Let’s see now what strings are and how we can declare them. The Go programming language has native support for Unicode strings, encoded using UTF-8 character encoding. This means that string constants and identifiers can contain any Unicode character without special escaping or encoding. Strings are just an immutable sequence of bytes. There are two ways to declare strings in Go using double quotes or using backquotes or backticks.
// declare string using double qoutes
s := "日本語"
// or backticks
s := `日本語`
When using double quotes, we are creating an interpreted string literal, and inside of double quotes, we can use escape sequences. In my previous post, we already saw \n a new line character. We also have \t for tab, double \\ for backslash etc. When using backticks, we create a raw literal string; inside it, we cannot use any escape characters. Let’s declare a variable tvShow to be the type of string and see its zero value and type.
var tvShow string
fmt.Printf("The zero value is %q, and type is %T\n", tvShow, tvShow)
We can see that the zero value is an empty string, and its type is a string. We can use the %q format verb to print an empty string. What this will do for us is to escape safely double quotes.
# output
go run main.go
The zero value is "", and type is string
Next, we will create two string variables. For the first one, we will use double quotes, and for the second one, we will use backticks.
shoppingList := "\tBread\n\tApples\n\tEggs"
shoppingList2 := ` Bread
Apples
Eggs
`
fmt.Println("Shopping List 1:")
fmt.Println(shoppingList)
fmt.Println("Shopping List 2:")
fmt.Println(shoppingList2)
In our first string literal, we are using \t for tab and \n for new line. And for the second one, where we use raw literal string, we don’t need to use escaping sequences. We can see that with backticks, we can create multiline strings, so usually, we will use them when we need to create HTML templates, JSON literals etc. For everything else, use double quotes.
# output
go run main.go
Shopping List 1:
Bread
Apples
Eggs
Shopping List 2:
Bread
Apples
Eggs
We saw the same results for both strings when we ran the program.
What operations can we perform with our string?
We can use all comparison operators to compare two strings. When comparing two strings, Go uses a lexicographical comparison. In computer science, lexicographical order is how words are alphabetically ordered based on how they are spelt. This is also known as dictionary order. They are compared from left to right, character by character. The string with the smaller character at the first position where there is a difference is considered less than the other string. For example, “apple” would be less than “bear” because “a” is before “b” in the alphabet.

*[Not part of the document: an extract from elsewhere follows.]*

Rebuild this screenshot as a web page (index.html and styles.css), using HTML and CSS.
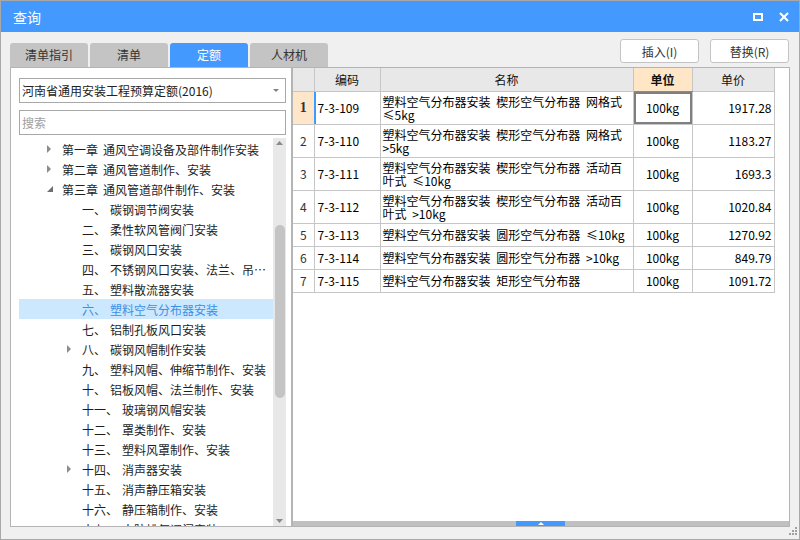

But also, an apple with an uppercase L is less than a lowercase apple. So we will compare letter by letter from left to right. We can see here that the first three letters are the same, but the fourth is not the same uppercase L is less than lowercase l. We now know that capital letters come before lowercase letters. And, if we have a digit in a string, for example, app1e, it is less than appLe with uppercase L. In this example here, we can see that numbers come before uppercase letters. So the order of precedence here is first digits, then uppercase and at the end lowercase letters. Also, in this example here, where we have an apple compared with apples, we can see that if both strings compare equal until one ends, the shorter string is lexicographically less than the longer one.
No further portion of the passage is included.